Secondly, the reduction of the bufferless routing to four ports instead of six significantly reduces the critical path delay, and therefore, increases the clock frequency.
Thirdly, adding an approximate priority comparison further increases clock frequency and reduces router area at the expense of somewhat lower saturation latency.
Finally, the zero-load latency of the partially buffered routers is somewhat higher than the bufferless ones due to the buffered ports. However, this is likely to be improved by adding pipeline stages, which are left for exploration in the future.

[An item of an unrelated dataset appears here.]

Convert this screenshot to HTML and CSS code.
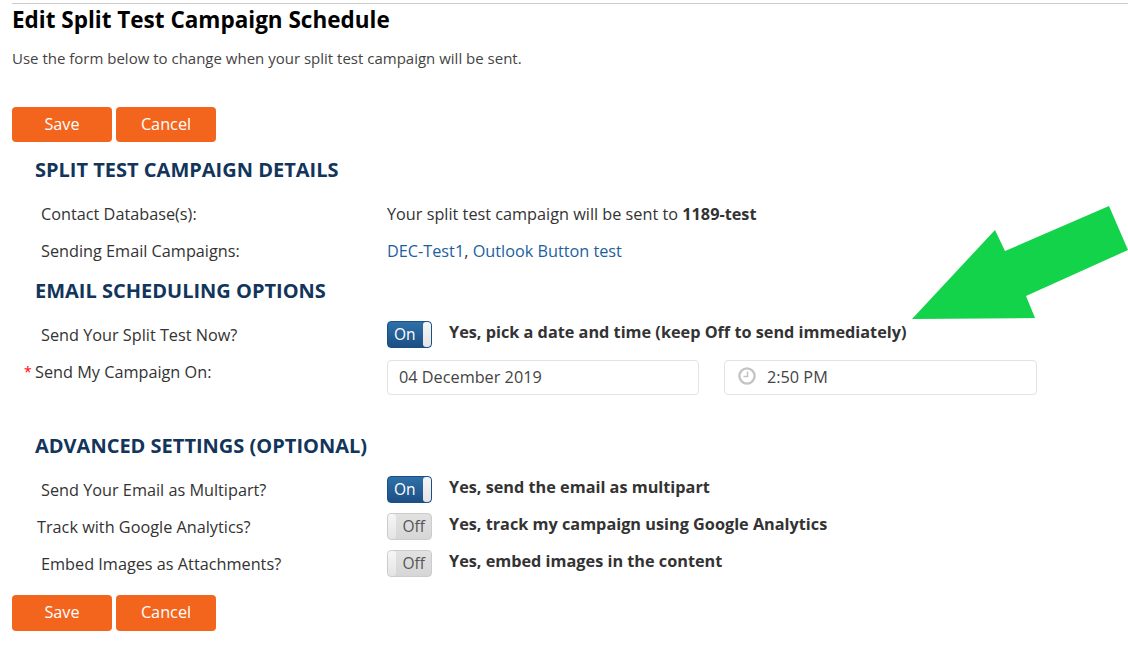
FILE: index.html
```html
<!DOCTYPE html>
<html lang="en">
<head>
<meta charset="utf-8">
<title>Edit Split Test Campaign Schedule</title>
<link rel="stylesheet" href="styles.css">
</head>
<body>
<main class="page">
  <h1 class="title">Edit Split Test Campaign Schedule</h1>
  <p class="intro">Use the form below to change when your split test campaign will be sent.</p>
  <div class="actions">
    <a class="btn">Save</a>
    <a class="btn">Cancel</a>
  </div>
  <section class="section details">
    <h2 class="heading">SPLIT TEST CAMPAIGN DETAILS</h2>
    <div class="row">
      <div class="label">Contact Database(s):</div>
      <div class="value">Your split test campaign will be sent to <b>1189-test</b></div>
    </div>
    <div class="row">
      <div class="label">Sending Email Campaigns:</div>
      <div class="value"><a class="link">DEC-Test1</a>, <a class="link">Outlook Button test</a></div>
    </div>
  </section>
  <section class="section scheduling">
    <h2 class="heading">EMAIL SCHEDULING OPTIONS</h2>
    <div class="row">
      <div class="label">Send Your Split Test Now?</div>
      <div class="value toggle-line">
        <span class="toggle on"><span class="toggle-text">On</span><span class="knob"></span></span>
        <strong class="toggle-note">Yes, pick a date and time (keep Off to send immediately)</strong>
      </div>
    </div>
    <div class="row date-row">
      <div class="label required"><span class="star">*</span>Send My Campaign On:</div>
      <div class="value inputs">
        <div class="field">04 December 2019</div>
        <div class="field time">
          <svg class="clock" viewBox="0 0 18 18" width="18" height="18" aria-hidden="true"><circle cx="9" cy="9" r="7.6" fill="none" stroke="#c4c4c4" stroke-width="2.4"/><path d="M9.5 4.5V9.6H5.5" fill="none" stroke="#c4c4c4" stroke-width="1.5"/></svg>
          <span>2:50 PM</span>
        </div>
      </div>
    </div>
  </section>
  <section class="section advanced">
    <h2 class="heading">ADVANCED SETTINGS (OPTIONAL)</h2>
    <div class="row">
      <div class="label">Send Your Email as Multipart?</div>
      <div class="value toggle-line">
        <span class="toggle on"><span class="toggle-text">On</span><span class="knob"></span></span>
        <strong class="toggle-note">Yes, send the email as multipart</strong>
      </div>
    </div>
    <div class="row">
      <div class="label tight">Track with Google Analytics?</div>
      <div class="value toggle-line">
        <span class="toggle off"><span class="knob"></span><span class="toggle-text">Off</span></span>
        <strong class="toggle-note">Yes, track my campaign using Google Analytics</strong>
      </div>
    </div>
    <div class="row">
      <div class="label">Embed Images as Attachments?</div>
      <div class="value toggle-line">
        <span class="toggle off"><span class="knob"></span><span class="toggle-text">Off</span></span>
        <strong class="toggle-note">Yes, embed images in the content</strong>
      </div>
    </div>
  </section>
  <div class="actions bottom">
    <a class="btn">Save</a>
    <a class="btn">Cancel</a>
  </div>
</main>
<svg class="arrow" viewBox="0 0 1128 656" width="1128" height="656" aria-hidden="true"><polygon points="912,319 995,230 1005,251 1109,206 1128,250 1026,296 1035,318" fill="#12d34a"/></svg>
</body>
</html>
```
FILE: styles.css
```css
* { box-sizing: border-box; }
html, body { margin: 0; padding: 0; background: #fff; }
body {
  font-family: "Open Sans", "Liberation Sans", sans-serif;
  font-size: 16.25px;
  color: #333;
  height: 656px;
  overflow: hidden;
  position: relative;
}
.page {
  margin: 3px 0 0 12px;
  border-top: 1px solid #ccc;
}
.title {
  margin: 1px 0 0;
  font-size: 22.5px;
  line-height: 30px;
  font-weight: 700;
  color: #000;
}
.intro {
  margin: 13px 0 0;
  font-size: 15px;
  line-height: 20px;
  color: #444;
}
.actions {
  display: flex;
  gap: 4px;
  margin-top: 39px;
}
.actions.bottom { margin-top: 13px; }
.btn {
  width: 100px;
  height: 35px;
  background: #f3651d;
  color: #fff;
  border-radius: 4px;
  font-size: 16.25px;
  line-height: 35px;
  text-align: center;
}
.actions.bottom .btn { height: 36px; }
.section { padding-left: 23px; }
.heading {
  margin: 0;
  font-size: 20px;
  line-height: 26px;
  font-weight: 700;
  color: #12355b;
}
.details { margin-top: 15px; }
.details .heading { margin-bottom: 12px; }
.scheduling { margin-top: 9px; }
.scheduling .heading { margin-bottom: 12px; }
.advanced { margin-top: 38px; }
.advanced .heading { margin-bottom: 12px; }
.row {
  display: grid;
  grid-template-columns: 352px 1fr;
  height: 37px;
  align-items: center;
}
.label { padding-left: 6px; color: #333; }
.label.tight { padding-left: 2px; }
.label.required { position: relative; padding-left: 0; align-self: start; margin-top: 1px; }
.star {
  position: absolute;
  left: -11px;
  top: 1px;
  color: #f00;
  font-size: 14px;
}
.value { color: #333; }
.link { color: #1c5f9f; }
.toggle-line {
  display: flex;
  align-items: flex-start;
  gap: 17px;
}
.toggle-note { font-weight: 700; color: #333; line-height: 22px; }
.toggle {
  display: flex;
  width: 45px;
  height: 27px;
  border-radius: 4px;
  overflow: hidden;
  font-size: 15.5px;
  line-height: 25px;
  flex: none;
  justify-content: space-between;
}
.toggle.on {
  background: linear-gradient(#2f70a8, #1c4f85);
  color: #fff;
  border: 1px solid #1c4f85;
}
.toggle.off {
  background: linear-gradient(#e2e2e2, #d6d6d6);
  color: #555;
  border: 1px solid #ccc;
}
.toggle-text { padding: 0 4px 0 6px; }
.toggle.off .toggle-text { padding-right: 6px; }
.knob {
  width: 8px;
  background: linear-gradient(#f6f6f6, #e4e4e4);
  border-radius: 3px;
}
.date-row { height: 35px; margin-top: 7px; }
.inputs { display: flex; gap: 25px; }
.field {
  width: 312px;
  height: 35px;
  border: 1px solid #e3e3e3;
  border-radius: 4px;
  padding: 0 11px;
  line-height: 33px;
  color: #444;
  display: flex;
  align-items: center;
}
.field.time { width: 313px; gap: 11px; padding-left: 13px; }
.clock { margin-top: -4px; flex: none; }
.arrow {
  position: absolute;
  left: 0;
  top: 0;
  pointer-events: none;
}
```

Further considering possible future research directions, we plan to evaluate the proposed router, as well as the counterparts discussed in the paper, in terms of reliability and fault-tolerance using gate-level reliability estimation tools, such as those proposed in [
33]. In fact, to the best of our knowledge, such an analysis and comparison between buffered and bufferless routers has not yet been attempted.